[Your task]:
Write out the material again exactly, please, and omit the pictures.
#### Given information
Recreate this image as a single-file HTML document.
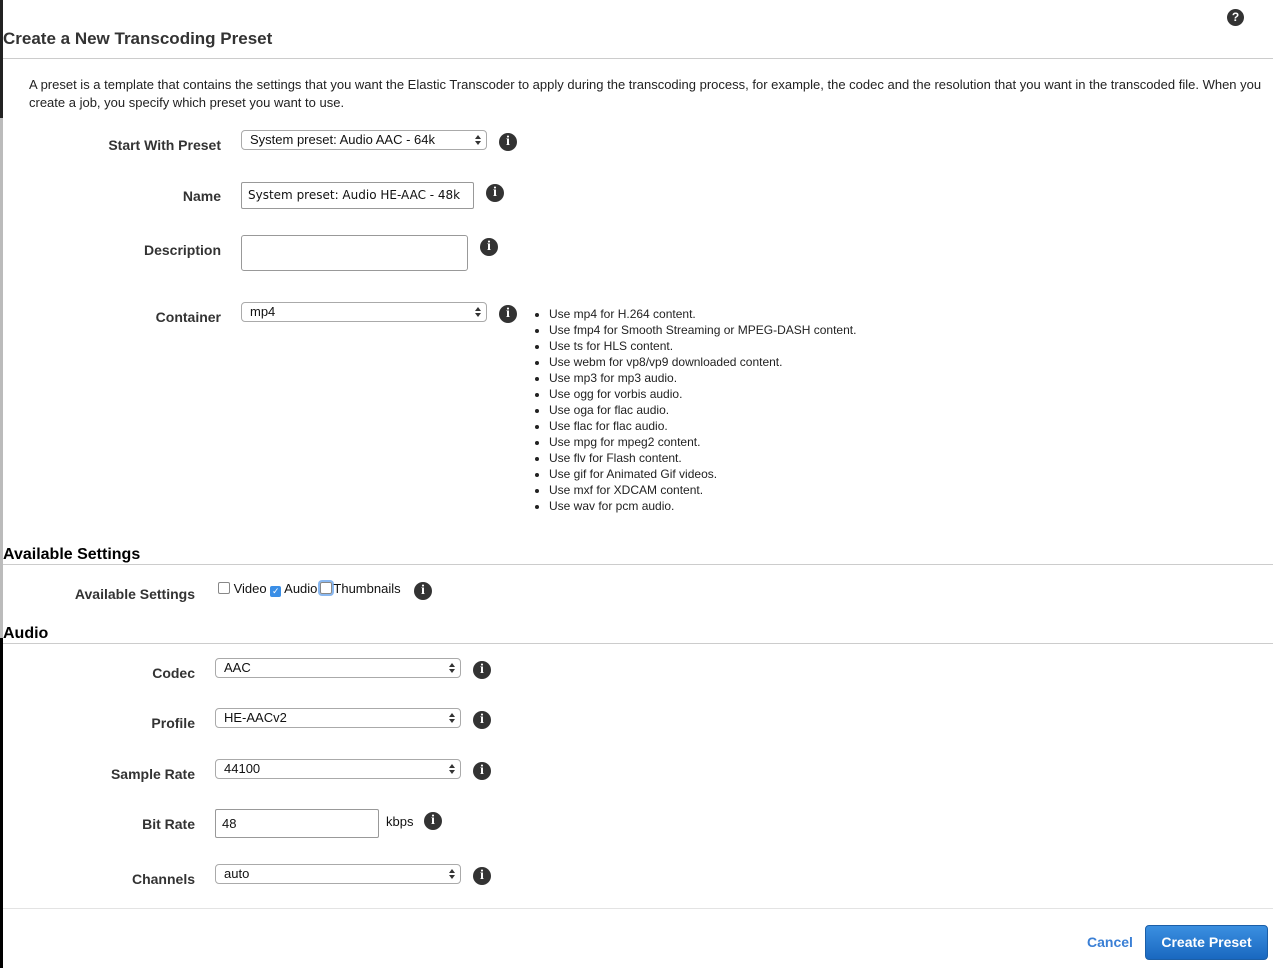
<!DOCTYPE html>
<html><head><meta charset="utf-8"><style>
body{margin:0;width:1273px;height:968px;background:#fff;position:relative;overflow:hidden;font-family:"Liberation Sans",Arial,sans-serif;color:#333}
.a{position:absolute}
.lbl{position:absolute;font-weight:bold;font-size:14px;text-align:right;color:#333}
.sel{position:absolute;box-sizing:border-box;height:20px;border:1px solid #aaa;border-radius:4px;background:#fff;font-size:13px;padding:1px 8px;color:#111;line-height:16px}
.sel:after{content:"";position:absolute;right:5px;top:4px;width:0;height:0;border-left:3px solid transparent;border-right:3px solid transparent;border-bottom:4px solid #333}
.sel:before{content:"";position:absolute;right:5px;top:10px;width:0;height:0;border-left:3px solid transparent;border-right:3px solid transparent;border-top:4px solid #333}
.inp{position:absolute;box-sizing:border-box;border:1px solid #999;border-radius:2px;background:#fff;font-size:13px;padding:0 6px;color:#111}
.i{position:absolute;width:18px;height:18px;border-radius:50%;background:#333;color:#fff;font:bold 14px/18px "Liberation Serif",serif;text-align:center}
.hr{position:absolute;left:3px;right:0;height:1px;background:#ccc}
.h{position:absolute;left:3px;font-weight:bold;font-size:16px;color:#000}
ul{position:absolute;margin:0;padding:0 0 0 20px;font-size:12px;line-height:16px;color:#222}
</style></head><body>
<div class="a" style="left:0;top:0;width:3px;height:118px;background:#222"></div>
<div class="a" style="left:0;top:118px;width:3px;height:520px;background:#bbb"></div>
<div class="a" style="left:0;top:638px;width:3px;height:330px;background:#000"></div>
<div class="a" style="left:1227px;top:9px;width:17px;height:17px;border-radius:50%;background:#333;color:#fff;font:bold 12px/17px 'Liberation Sans',sans-serif;text-align:center">?</div>
<div class="a" style="left:3px;top:29px;font-weight:bold;font-size:17px;color:#333">Create a New Transcoding Preset</div>
<div class="hr" style="top:58px"></div>
<div class="a" style="left:29px;top:76px;width:1240px;font-size:13px;line-height:18px;color:#222">A preset is a template that contains the settings that you want the Elastic Transcoder to apply during the transcoding process, for example, the codec and the resolution that you want in the transcoded file. When you create a job, you specify which preset you want to use.</div>

<div class="lbl" style="left:0;width:221px;top:137px">Start With Preset</div>
<div class="sel" style="left:241px;top:130px;width:246px">System preset: Audio AAC - 64k</div>
<div class="i" style="left:499px;top:133px">i</div>

<div class="lbl" style="left:0;width:221px;top:188px">Name</div>
<div class="inp" style="left:241px;top:182px;width:233px;height:27px;line-height:25px;font-family:'DejaVu Sans',sans-serif;font-size:12px">System preset: Audio HE-AAC - 48k</div>
<div class="i" style="left:486px;top:184px">i</div>

<div class="lbl" style="left:0;width:221px;top:242px">Description</div>
<div class="inp" style="left:241px;top:235px;width:227px;height:36px;border-radius:3px"></div>
<div class="i" style="left:480px;top:238px">i</div>

<div class="lbl" style="left:0;width:221px;top:309px">Container</div>
<div class="sel" style="left:241px;top:302px;width:246px">mp4</div>
<div class="i" style="left:499px;top:305px">i</div>
<ul style="left:529px;top:306px">
<li>Use mp4 for H.264 content.</li><li>Use fmp4 for Smooth Streaming or MPEG-DASH content.</li><li>Use ts for HLS content.</li><li>Use webm for vp8/vp9 downloaded content.</li><li>Use mp3 for mp3 audio.</li><li>Use ogg for vorbis audio.</li><li>Use oga for flac audio.</li><li>Use flac for flac audio.</li><li>Use mpg for mpeg2 content.</li><li>Use flv for Flash content.</li><li>Use gif for Animated Gif videos.</li><li>Use mxf for XDCAM content.</li><li>Use wav for pcm audio.</li></ul>

<div class="h" style="top:546px">Available Settings</div>
<div class="hr" style="top:564px"></div>
<div class="lbl" style="left:0;width:195px;top:586px">Available Settings</div>
<div class="a" style="left:218px;top:581px;font-size:13px;color:#111;white-space:nowrap">
<span style="display:inline-block;width:10px;height:10px;border:1px solid #888;border-radius:2px;vertical-align:-1px"></span> Video <span style="display:inline-block;width:11px;height:11px;background:#3a8ee6;border-radius:2px;vertical-align:-1px;color:#fff;font-size:9px;line-height:11px;text-align:center">✓</span> Audio<span style="display:inline-block;width:10px;height:10px;border:1px solid #888;border-radius:2px;vertical-align:-1px;box-shadow:0 0 0 2px #8ab8f0;margin:0 1px 0 3px"></span>Thumbnails</div>
<div class="i" style="left:414px;top:582px">i</div>

<div class="h" style="top:625px">Audio</div>
<div class="hr" style="top:643px"></div>

<div class="lbl" style="left:0;width:195px;top:665px">Codec</div>
<div class="sel" style="left:215px;top:658px;width:246px">AAC</div>
<div class="i" style="left:473px;top:661px">i</div>

<div class="lbl" style="left:0;width:195px;top:715px">Profile</div>
<div class="sel" style="left:215px;top:708px;width:246px">HE-AACv2</div>
<div class="i" style="left:473px;top:711px">i</div>

<div class="lbl" style="left:0;width:195px;top:766px">Sample Rate</div>
<div class="sel" style="left:215px;top:759px;width:246px">44100</div>
<div class="i" style="left:473px;top:762px">i</div>

<div class="lbl" style="left:0;width:195px;top:816px">Bit Rate</div>
<div class="inp" style="left:215px;top:809px;width:164px;height:29px;line-height:27px">48</div>
<div class="a" style="left:386px;top:814px;font-size:13px;color:#111">kbps</div>
<div class="i" style="left:424px;top:812px">i</div>

<div class="lbl" style="left:0;width:195px;top:871px">Channels</div>
<div class="sel" style="left:215px;top:864px;width:246px">auto</div>
<div class="i" style="left:473px;top:867px">i</div>

<div class="hr" style="top:908px;background:#e3e3e3"></div>
<div class="a" style="left:1087px;top:934px;font-weight:bold;font-size:14px;color:#3a7fd5">Cancel</div>
<div class="a" style="left:1145px;top:925px;width:123px;height:35px;box-sizing:border-box;border:1px solid #1b5fa8;border-radius:4px;background:linear-gradient(#3b8fe0,#1a68c0);color:#fff;font-weight:bold;font-size:14px;line-height:33px;text-align:center">Create Preset</div>
</body></html>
########
[In response]:
Recreate this image as a single-file HTML document.
<!DOCTYPE html>
<html><head><meta charset="utf-8"><style>
body{margin:0;width:1273px;height:968px;background:#fff;position:relative;overflow:hidden;font-family:"Liberation Sans",Arial,sans-serif;color:#333}
.a{position:absolute}
.lbl{position:absolute;font-weight:bold;font-size:14px;text-align:right;color:#333}
.sel{position:absolute;box-sizing:border-box;height:20px;border:1px solid #aaa;border-radius:4px;background:#fff;font-size:13px;padding:1px 8px;color:#111;line-height:16px}
.sel:after{content:"";position:absolute;right:5px;top:4px;width:0;height:0;border-left:3px solid transparent;border-right:3px solid transparent;border-bottom:4px solid #333}
.sel:before{content:"";position:absolute;right:5px;top:10px;width:0;height:0;border-left:3px solid transparent;border-right:3px solid transparent;border-top:4px solid #333}
.inp{position:absolute;box-sizing:border-box;border:1px solid #999;border-radius:2px;background:#fff;font-size:13px;padding:0 6px;color:#111}
.i{position:absolute;width:18px;height:18px;border-radius:50%;background:#333;color:#fff;font:bold 14px/18px "Liberation Serif",serif;text-align:center}
.hr{position:absolute;left:3px;right:0;height:1px;background:#ccc}
.h{position:absolute;left:3px;font-weight:bold;font-size:16px;color:#000}
ul{position:absolute;margin:0;padding:0 0 0 20px;font-size:12px;line-height:16px;color:#222}
</style></head><body>
<div class="a" style="left:0;top:0;width:3px;height:118px;background:#222"></div>
<div class="a" style="left:0;top:118px;width:3px;height:520px;background:#bbb"></div>
<div class="a" style="left:0;top:638px;width:3px;height:330px;background:#000"></div>
<div class="a" style="left:1227px;top:9px;width:17px;height:17px;border-radius:50%;background:#333;color:#fff;font:bold 12px/17px 'Liberation Sans',sans-serif;text-align:center">?</div>
<div class="a" style="left:3px;top:29px;font-weight:bold;font-size:17px;color:#333">Create a New Transcoding Preset</div>
<div class="hr" style="top:58px"></div>
<div class="a" style="left:29px;top:76px;width:1240px;font-size:13px;line-height:18px;color:#222">A preset is a template that contains the settings that you want the Elastic Transcoder to apply during the transcoding process, for example, the codec and the resolution that you want in the transcoded file. When you create a job, you specify which preset you want to use.</div>

<div class="lbl" style="left:0;width:221px;top:137px">Start With Preset</div>
<div class="sel" style="left:241px;top:130px;width:246px">System preset: Audio AAC - 64k</div>
<div class="i" style="left:499px;top:133px">i</div>

<div class="lbl" style="left:0;width:221px;top:188px">Name</div>
<div class="inp" style="left:241px;top:182px;width:233px;height:27px;line-height:25px;font-family:'DejaVu Sans',sans-serif;font-size:12px">System preset: Audio HE-AAC - 48k</div>
<div class="i" style="left:486px;top:184px">i</div>

<div class="lbl" style="left:0;width:221px;top:242px">Description</div>
<div class="inp" style="left:241px;top:235px;width:227px;height:36px;border-radius:3px"></div>
<div class="i" style="left:480px;top:238px">i</div>

<div class="lbl" style="left:0;width:221px;top:309px">Container</div>
<div class="sel" style="left:241px;top:302px;width:246px">mp4</div>
<div class="i" style="left:499px;top:305px">i</div>
<ul style="left:529px;top:306px">
<li>Use mp4 for H.264 content.</li><li>Use fmp4 for Smooth Streaming or MPEG-DASH content.</li><li>Use ts for HLS content.</li><li>Use webm for vp8/vp9 downloaded content.</li><li>Use mp3 for mp3 audio.</li><li>Use ogg for vorbis audio.</li><li>Use oga for flac audio.</li><li>Use flac for flac audio.</li><li>Use mpg for mpeg2 content.</li><li>Use flv for Flash content.</li><li>Use gif for Animated Gif videos.</li><li>Use mxf for XDCAM content.</li><li>Use wav for pcm audio.</li></ul>

<div class="h" style="top:546px">Available Settings</div>
<div class="hr" style="top:564px"></div>
<div class="lbl" style="left:0;width:195px;top:586px">Available Settings</div>
<div class="a" style="left:218px;top:581px;font-size:13px;color:#111;white-space:nowrap">
<span style="display:inline-block;width:10px;height:10px;border:1px solid #888;border-radius:2px;vertical-align:-1px"></span> Video <span style="display:inline-block;width:11px;height:11px;background:#3a8ee6;border-radius:2px;vertical-align:-1px;color:#fff;font-size:9px;line-height:11px;text-align:center">✓</span> Audio<span style="display:inline-block;width:10px;height:10px;border:1px solid #888;border-radius:2px;vertical-align:-1px;box-shadow:0 0 0 2px #8ab8f0;margin:0 1px 0 3px"></span>Thumbnails</div>
<div class="i" style="left:414px;top:582px">i</div>

<div class="h" style="top:625px">Audio</div>
<div class="hr" style="top:643px"></div>

<div class="lbl" style="left:0;width:195px;top:665px">Codec</div>
<div class="sel" style="left:215px;top:658px;width:246px">AAC</div>
<div class="i" style="left:473px;top:661px">i</div>

<div class="lbl" style="left:0;width:195px;top:715px">Profile</div>
<div class="sel" style="left:215px;top:708px;width:246px">HE-AACv2</div>
<div class="i" style="left:473px;top:711px">i</div>

<div class="lbl" style="left:0;width:195px;top:766px">Sample Rate</div>
<div class="sel" style="left:215px;top:759px;width:246px">44100</div>
<div class="i" style="left:473px;top:762px">i</div>

<div class="lbl" style="left:0;width:195px;top:816px">Bit Rate</div>
<div class="inp" style="left:215px;top:809px;width:164px;height:29px;line-height:27px">48</div>
<div class="a" style="left:386px;top:814px;font-size:13px;color:#111">kbps</div>
<div class="i" style="left:424px;top:812px">i</div>

<div class="lbl" style="left:0;width:195px;top:871px">Channels</div>
<div class="sel" style="left:215px;top:864px;width:246px">auto</div>
<div class="i" style="left:473px;top:867px">i</div>

<div class="hr" style="top:908px;background:#e3e3e3"></div>
<div class="a" style="left:1087px;top:934px;font-weight:bold;font-size:14px;color:#3a7fd5">Cancel</div>
<div class="a" style="left:1145px;top:925px;width:123px;height:35px;box-sizing:border-box;border:1px solid #1b5fa8;border-radius:4px;background:linear-gradient(#3b8fe0,#1a68c0);color:#fff;font-weight:bold;font-size:14px;line-height:33px;text-align:center">Create Preset</div>
</body></html>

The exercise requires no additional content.